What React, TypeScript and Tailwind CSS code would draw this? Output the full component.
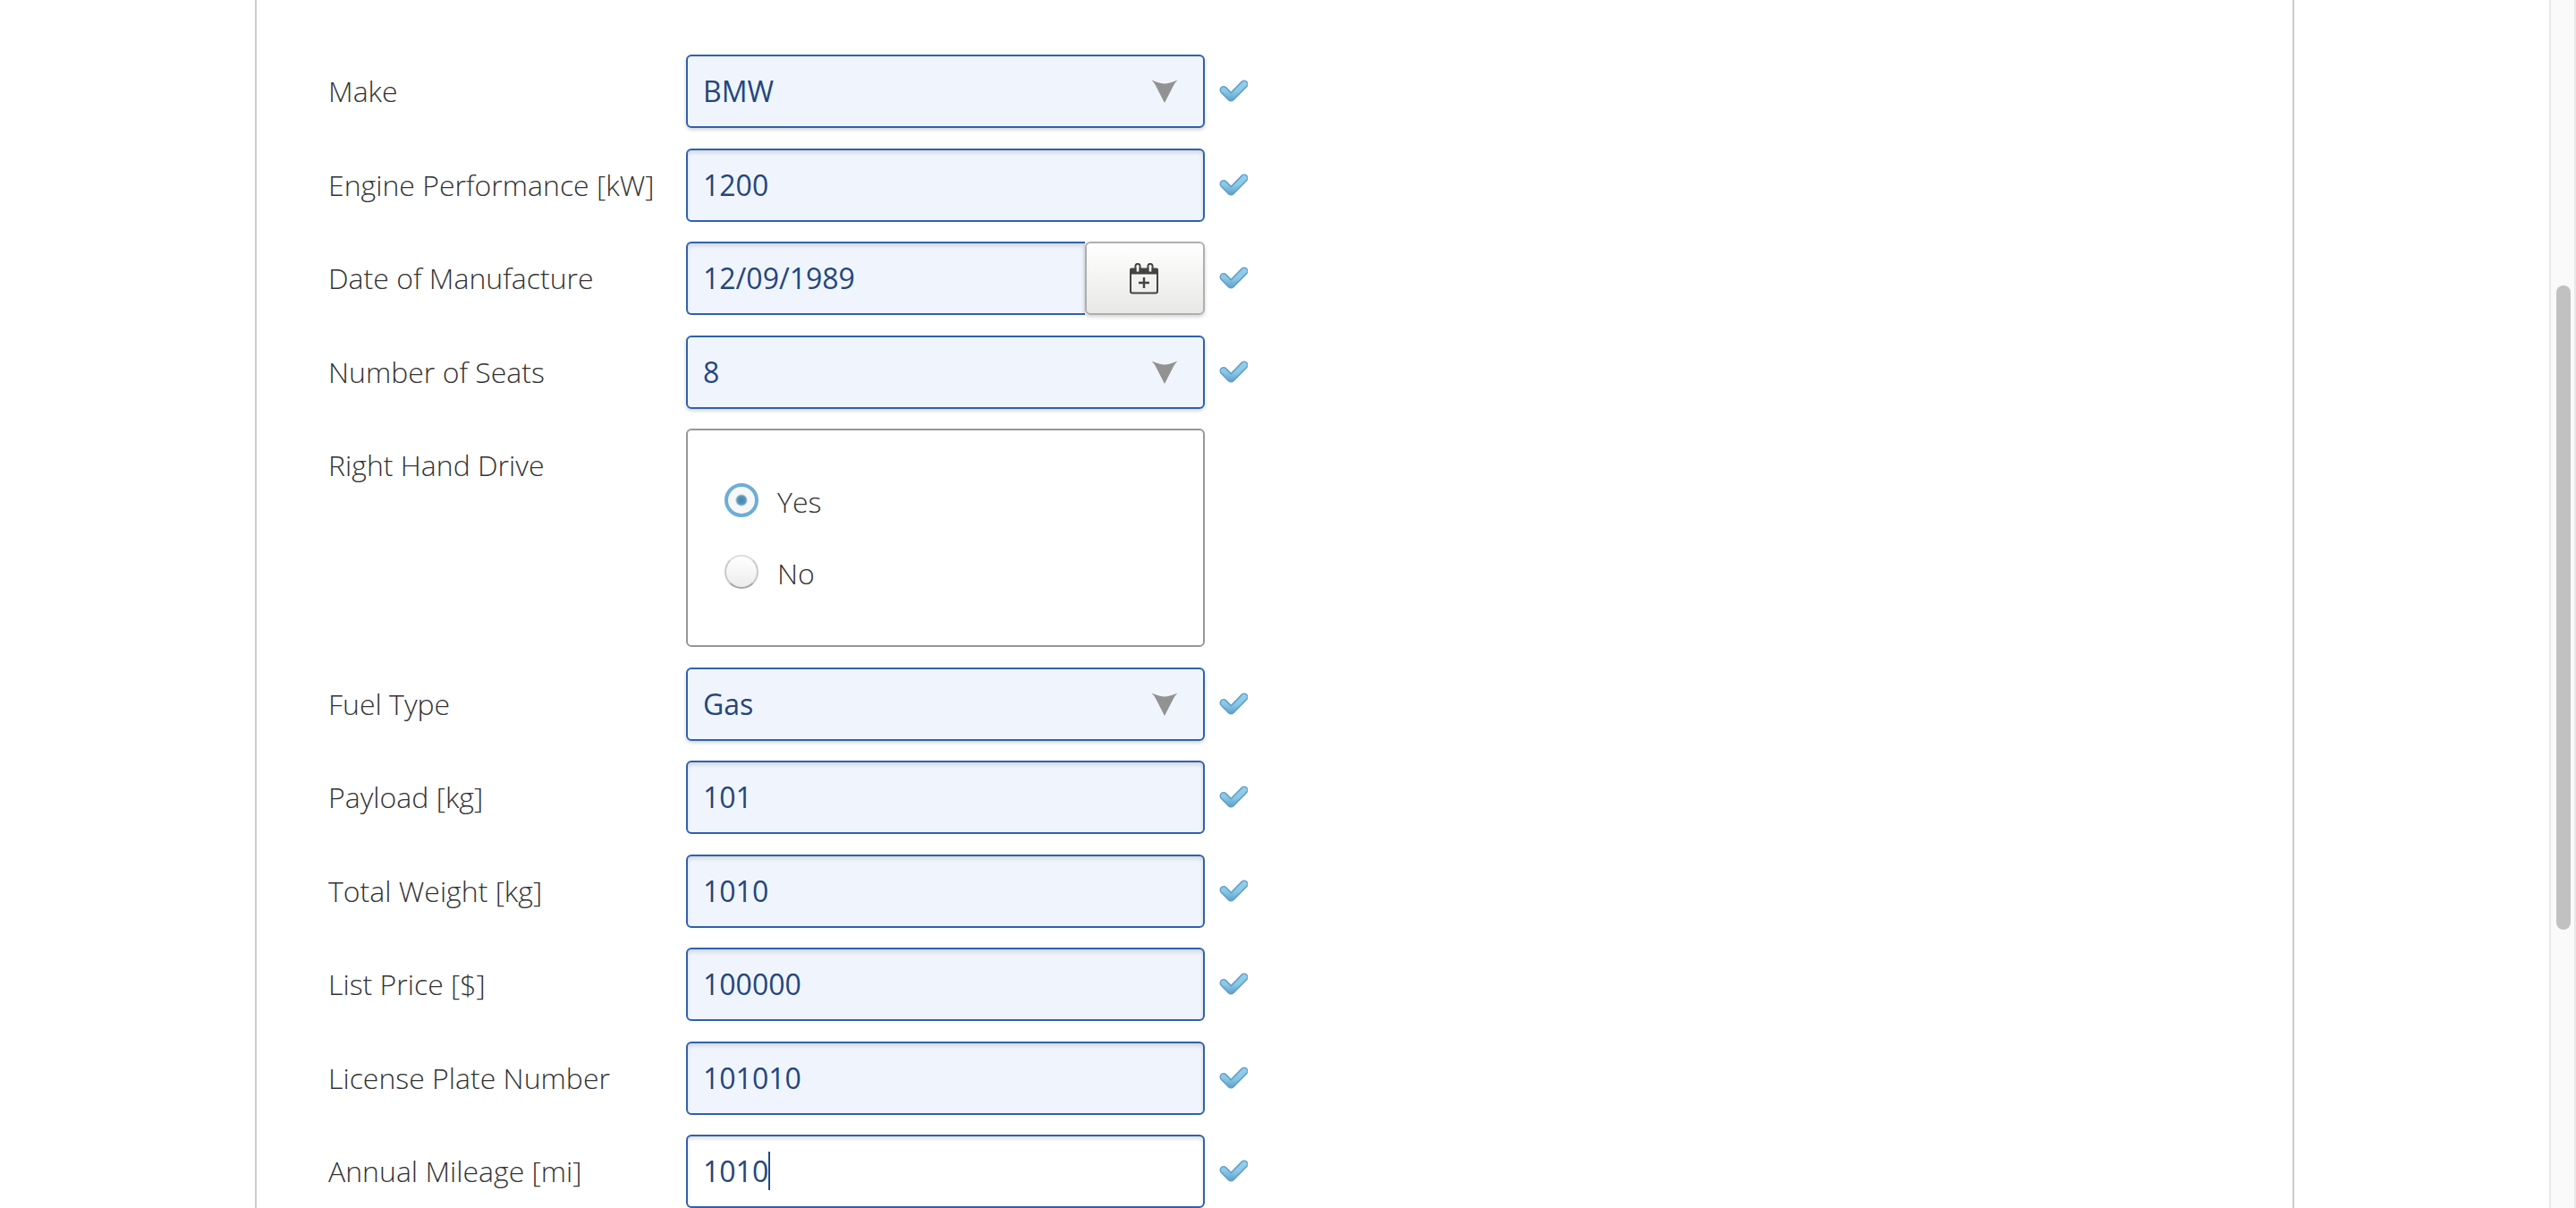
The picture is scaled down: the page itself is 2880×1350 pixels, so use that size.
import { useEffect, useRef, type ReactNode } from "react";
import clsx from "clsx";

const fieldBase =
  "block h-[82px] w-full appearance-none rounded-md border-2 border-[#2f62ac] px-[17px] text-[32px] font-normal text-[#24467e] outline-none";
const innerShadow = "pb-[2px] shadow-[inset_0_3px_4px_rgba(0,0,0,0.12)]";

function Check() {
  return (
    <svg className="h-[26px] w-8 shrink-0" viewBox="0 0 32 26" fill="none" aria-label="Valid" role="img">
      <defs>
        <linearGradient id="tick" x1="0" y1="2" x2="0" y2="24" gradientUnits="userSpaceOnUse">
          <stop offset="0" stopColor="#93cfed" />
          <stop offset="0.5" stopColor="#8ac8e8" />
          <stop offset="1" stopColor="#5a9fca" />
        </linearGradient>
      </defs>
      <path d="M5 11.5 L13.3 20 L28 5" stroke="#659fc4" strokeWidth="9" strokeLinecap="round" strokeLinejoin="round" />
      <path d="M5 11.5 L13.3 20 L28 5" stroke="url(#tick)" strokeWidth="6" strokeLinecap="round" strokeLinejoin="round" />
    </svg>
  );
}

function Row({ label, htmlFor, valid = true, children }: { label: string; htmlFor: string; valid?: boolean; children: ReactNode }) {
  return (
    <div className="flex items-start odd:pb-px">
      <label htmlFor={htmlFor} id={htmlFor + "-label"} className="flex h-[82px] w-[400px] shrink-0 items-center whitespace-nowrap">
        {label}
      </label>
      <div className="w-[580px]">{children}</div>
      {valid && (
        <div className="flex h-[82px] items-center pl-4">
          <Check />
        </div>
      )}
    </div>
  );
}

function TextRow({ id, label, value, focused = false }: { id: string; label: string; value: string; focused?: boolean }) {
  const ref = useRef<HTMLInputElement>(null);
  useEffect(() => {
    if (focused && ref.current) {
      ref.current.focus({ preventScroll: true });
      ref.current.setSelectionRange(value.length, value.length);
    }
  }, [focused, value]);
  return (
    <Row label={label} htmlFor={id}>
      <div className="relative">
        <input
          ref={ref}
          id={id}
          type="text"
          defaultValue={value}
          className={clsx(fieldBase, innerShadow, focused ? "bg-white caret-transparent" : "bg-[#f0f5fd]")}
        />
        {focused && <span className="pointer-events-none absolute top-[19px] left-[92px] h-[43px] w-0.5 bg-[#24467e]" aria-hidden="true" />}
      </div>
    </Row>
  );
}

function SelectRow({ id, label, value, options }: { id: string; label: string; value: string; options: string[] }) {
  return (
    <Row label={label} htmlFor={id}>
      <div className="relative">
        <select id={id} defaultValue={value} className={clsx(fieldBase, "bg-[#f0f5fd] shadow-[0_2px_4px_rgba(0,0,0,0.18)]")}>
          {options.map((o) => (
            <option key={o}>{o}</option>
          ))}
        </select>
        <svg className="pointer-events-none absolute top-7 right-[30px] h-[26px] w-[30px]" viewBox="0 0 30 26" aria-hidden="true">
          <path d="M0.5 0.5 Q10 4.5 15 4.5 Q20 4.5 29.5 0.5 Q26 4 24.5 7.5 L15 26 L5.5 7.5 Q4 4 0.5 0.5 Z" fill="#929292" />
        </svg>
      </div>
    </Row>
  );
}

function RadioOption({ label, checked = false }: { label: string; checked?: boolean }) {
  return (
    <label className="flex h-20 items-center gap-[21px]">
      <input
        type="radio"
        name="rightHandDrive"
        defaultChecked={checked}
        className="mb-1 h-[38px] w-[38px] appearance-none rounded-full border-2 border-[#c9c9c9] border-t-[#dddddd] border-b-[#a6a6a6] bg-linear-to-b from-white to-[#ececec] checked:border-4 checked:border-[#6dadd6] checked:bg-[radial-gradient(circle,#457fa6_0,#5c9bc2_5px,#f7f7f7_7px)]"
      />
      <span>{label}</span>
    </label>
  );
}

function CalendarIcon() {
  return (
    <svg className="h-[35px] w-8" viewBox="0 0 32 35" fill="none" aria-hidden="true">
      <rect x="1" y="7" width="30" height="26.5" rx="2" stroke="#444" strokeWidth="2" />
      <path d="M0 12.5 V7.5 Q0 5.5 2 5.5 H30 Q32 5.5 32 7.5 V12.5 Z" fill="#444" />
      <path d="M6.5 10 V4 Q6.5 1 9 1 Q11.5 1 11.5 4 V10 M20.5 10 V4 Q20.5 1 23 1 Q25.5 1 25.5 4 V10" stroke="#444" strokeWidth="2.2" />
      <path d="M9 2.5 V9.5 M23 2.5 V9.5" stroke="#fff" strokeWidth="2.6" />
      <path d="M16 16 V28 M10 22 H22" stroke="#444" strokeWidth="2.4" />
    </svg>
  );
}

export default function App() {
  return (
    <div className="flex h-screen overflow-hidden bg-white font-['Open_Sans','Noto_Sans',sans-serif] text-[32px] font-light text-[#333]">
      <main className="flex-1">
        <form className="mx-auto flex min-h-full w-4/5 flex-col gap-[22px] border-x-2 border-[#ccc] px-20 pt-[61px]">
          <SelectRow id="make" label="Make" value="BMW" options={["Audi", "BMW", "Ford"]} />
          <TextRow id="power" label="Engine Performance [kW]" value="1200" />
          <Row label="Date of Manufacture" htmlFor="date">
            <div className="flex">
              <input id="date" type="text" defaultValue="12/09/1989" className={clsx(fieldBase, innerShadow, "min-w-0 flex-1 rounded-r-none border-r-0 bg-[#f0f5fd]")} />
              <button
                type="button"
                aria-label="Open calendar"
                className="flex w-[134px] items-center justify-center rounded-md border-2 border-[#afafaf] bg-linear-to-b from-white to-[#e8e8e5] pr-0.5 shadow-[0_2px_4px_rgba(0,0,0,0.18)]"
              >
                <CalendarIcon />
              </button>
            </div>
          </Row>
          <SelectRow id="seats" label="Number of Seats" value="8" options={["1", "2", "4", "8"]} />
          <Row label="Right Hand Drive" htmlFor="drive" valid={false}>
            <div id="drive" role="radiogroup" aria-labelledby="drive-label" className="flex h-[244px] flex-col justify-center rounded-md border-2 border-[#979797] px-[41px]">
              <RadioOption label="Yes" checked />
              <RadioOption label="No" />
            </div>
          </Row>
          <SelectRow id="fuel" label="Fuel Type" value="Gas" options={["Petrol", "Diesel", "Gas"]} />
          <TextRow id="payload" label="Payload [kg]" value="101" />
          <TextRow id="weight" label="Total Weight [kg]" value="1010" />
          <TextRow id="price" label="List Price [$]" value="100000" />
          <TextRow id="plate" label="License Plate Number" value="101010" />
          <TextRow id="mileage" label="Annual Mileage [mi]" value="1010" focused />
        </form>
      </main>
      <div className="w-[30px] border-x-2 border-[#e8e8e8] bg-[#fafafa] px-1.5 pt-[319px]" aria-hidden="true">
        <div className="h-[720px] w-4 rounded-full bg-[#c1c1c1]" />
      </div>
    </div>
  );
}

____________________

# DESCRIPTION OF THE TASK
Every line above should be returned word for word, with the pictures left behind.

# EXERCISE RESULT
What React, TypeScript and Tailwind CSS code would draw this? Output the full component.
The picture is scaled down: the page itself is 2880×1350 pixels, so use that size.
import { useEffect, useRef, type ReactNode } from "react";
import clsx from "clsx";

const fieldBase =
  "block h-[82px] w-full appearance-none rounded-md border-2 border-[#2f62ac] px-[17px] text-[32px] font-normal text-[#24467e] outline-none";
const innerShadow = "pb-[2px] shadow-[inset_0_3px_4px_rgba(0,0,0,0.12)]";

function Check() {
  return (
    <svg className="h-[26px] w-8 shrink-0" viewBox="0 0 32 26" fill="none" aria-label="Valid" role="img">
      <defs>
        <linearGradient id="tick" x1="0" y1="2" x2="0" y2="24" gradientUnits="userSpaceOnUse">
          <stop offset="0" stopColor="#93cfed" />
          <stop offset="0.5" stopColor="#8ac8e8" />
          <stop offset="1" stopColor="#5a9fca" />
        </linearGradient>
      </defs>
      <path d="M5 11.5 L13.3 20 L28 5" stroke="#659fc4" strokeWidth="9" strokeLinecap="round" strokeLinejoin="round" />
      <path d="M5 11.5 L13.3 20 L28 5" stroke="url(#tick)" strokeWidth="6" strokeLinecap="round" strokeLinejoin="round" />
    </svg>
  );
}

function Row({ label, htmlFor, valid = true, children }: { label: string; htmlFor: string; valid?: boolean; children: ReactNode }) {
  return (
    <div className="flex items-start odd:pb-px">
      <label htmlFor={htmlFor} id={htmlFor + "-label"} className="flex h-[82px] w-[400px] shrink-0 items-center whitespace-nowrap">
        {label}
      </label>
      <div className="w-[580px]">{children}</div>
      {valid && (
        <div className="flex h-[82px] items-center pl-4">
          <Check />
        </div>
      )}
    </div>
  );
}

function TextRow({ id, label, value, focused = false }: { id: string; label: string; value: string; focused?: boolean }) {
  const ref = useRef<HTMLInputElement>(null);
  useEffect(() => {
    if (focused && ref.current) {
      ref.current.focus({ preventScroll: true });
      ref.current.setSelectionRange(value.length, value.length);
    }
  }, [focused, value]);
  return (
    <Row label={label} htmlFor={id}>
      <div className="relative">
        <input
          ref={ref}
          id={id}
          type="text"
          defaultValue={value}
          className={clsx(fieldBase, innerShadow, focused ? "bg-white caret-transparent" : "bg-[#f0f5fd]")}
        />
        {focused && <span className="pointer-events-none absolute top-[19px] left-[92px] h-[43px] w-0.5 bg-[#24467e]" aria-hidden="true" />}
      </div>
    </Row>
  );
}

function SelectRow({ id, label, value, options }: { id: string; label: string; value: string; options: string[] }) {
  return (
    <Row label={label} htmlFor={id}>
      <div className="relative">
        <select id={id} defaultValue={value} className={clsx(fieldBase, "bg-[#f0f5fd] shadow-[0_2px_4px_rgba(0,0,0,0.18)]")}>
          {options.map((o) => (
            <option key={o}>{o}</option>
          ))}
        </select>
        <svg className="pointer-events-none absolute top-7 right-[30px] h-[26px] w-[30px]" viewBox="0 0 30 26" aria-hidden="true">
          <path d="M0.5 0.5 Q10 4.5 15 4.5 Q20 4.5 29.5 0.5 Q26 4 24.5 7.5 L15 26 L5.5 7.5 Q4 4 0.5 0.5 Z" fill="#929292" />
        </svg>
      </div>
    </Row>
  );
}

function RadioOption({ label, checked = false }: { label: string; checked?: boolean }) {
  return (
    <label className="flex h-20 items-center gap-[21px]">
      <input
        type="radio"
        name="rightHandDrive"
        defaultChecked={checked}
        className="mb-1 h-[38px] w-[38px] appearance-none rounded-full border-2 border-[#c9c9c9] border-t-[#dddddd] border-b-[#a6a6a6] bg-linear-to-b from-white to-[#ececec] checked:border-4 checked:border-[#6dadd6] checked:bg-[radial-gradient(circle,#457fa6_0,#5c9bc2_5px,#f7f7f7_7px)]"
      />
      <span>{label}</span>
    </label>
  );
}

function CalendarIcon() {
  return (
    <svg className="h-[35px] w-8" viewBox="0 0 32 35" fill="none" aria-hidden="true">
      <rect x="1" y="7" width="30" height="26.5" rx="2" stroke="#444" strokeWidth="2" />
      <path d="M0 12.5 V7.5 Q0 5.5 2 5.5 H30 Q32 5.5 32 7.5 V12.5 Z" fill="#444" />
      <path d="M6.5 10 V4 Q6.5 1 9 1 Q11.5 1 11.5 4 V10 M20.5 10 V4 Q20.5 1 23 1 Q25.5 1 25.5 4 V10" stroke="#444" strokeWidth="2.2" />
      <path d="M9 2.5 V9.5 M23 2.5 V9.5" stroke="#fff" strokeWidth="2.6" />
      <path d="M16 16 V28 M10 22 H22" stroke="#444" strokeWidth="2.4" />
    </svg>
  );
}

export default function App() {
  return (
    <div className="flex h-screen overflow-hidden bg-white font-['Open_Sans','Noto_Sans',sans-serif] text-[32px] font-light text-[#333]">
      <main className="flex-1">
        <form className="mx-auto flex min-h-full w-4/5 flex-col gap-[22px] border-x-2 border-[#ccc] px-20 pt-[61px]">
          <SelectRow id="make" label="Make" value="BMW" options={["Audi", "BMW", "Ford"]} />
          <TextRow id="power" label="Engine Performance [kW]" value="1200" />
          <Row label="Date of Manufacture" htmlFor="date">
            <div className="flex">
              <input id="date" type="text" defaultValue="12/09/1989" className={clsx(fieldBase, innerShadow, "min-w-0 flex-1 rounded-r-none border-r-0 bg-[#f0f5fd]")} />
              <button
                type="button"
                aria-label="Open calendar"
                className="flex w-[134px] items-center justify-center rounded-md border-2 border-[#afafaf] bg-linear-to-b from-white to-[#e8e8e5] pr-0.5 shadow-[0_2px_4px_rgba(0,0,0,0.18)]"
              >
                <CalendarIcon />
              </button>
            </div>
          </Row>
          <SelectRow id="seats" label="Number of Seats" value="8" options={["1", "2", "4", "8"]} />
          <Row label="Right Hand Drive" htmlFor="drive" valid={false}>
            <div id="drive" role="radiogroup" aria-labelledby="drive-label" className="flex h-[244px] flex-col justify-center rounded-md border-2 border-[#979797] px-[41px]">
              <RadioOption label="Yes" checked />
              <RadioOption label="No" />
            </div>
          </Row>
          <SelectRow id="fuel" label="Fuel Type" value="Gas" options={["Petrol", "Diesel", "Gas"]} />
          <TextRow id="payload" label="Payload [kg]" value="101" />
          <TextRow id="weight" label="Total Weight [kg]" value="1010" />
          <TextRow id="price" label="List Price [$]" value="100000" />
          <TextRow id="plate" label="License Plate Number" value="101010" />
          <TextRow id="mileage" label="Annual Mileage [mi]" value="1010" focused />
        </form>
      </main>
      <div className="w-[30px] border-x-2 border-[#e8e8e8] bg-[#fafafa] px-1.5 pt-[319px]" aria-hidden="true">
        <div className="h-[720px] w-4 rounded-full bg-[#c1c1c1]" />
      </div>
    </div>
  );
}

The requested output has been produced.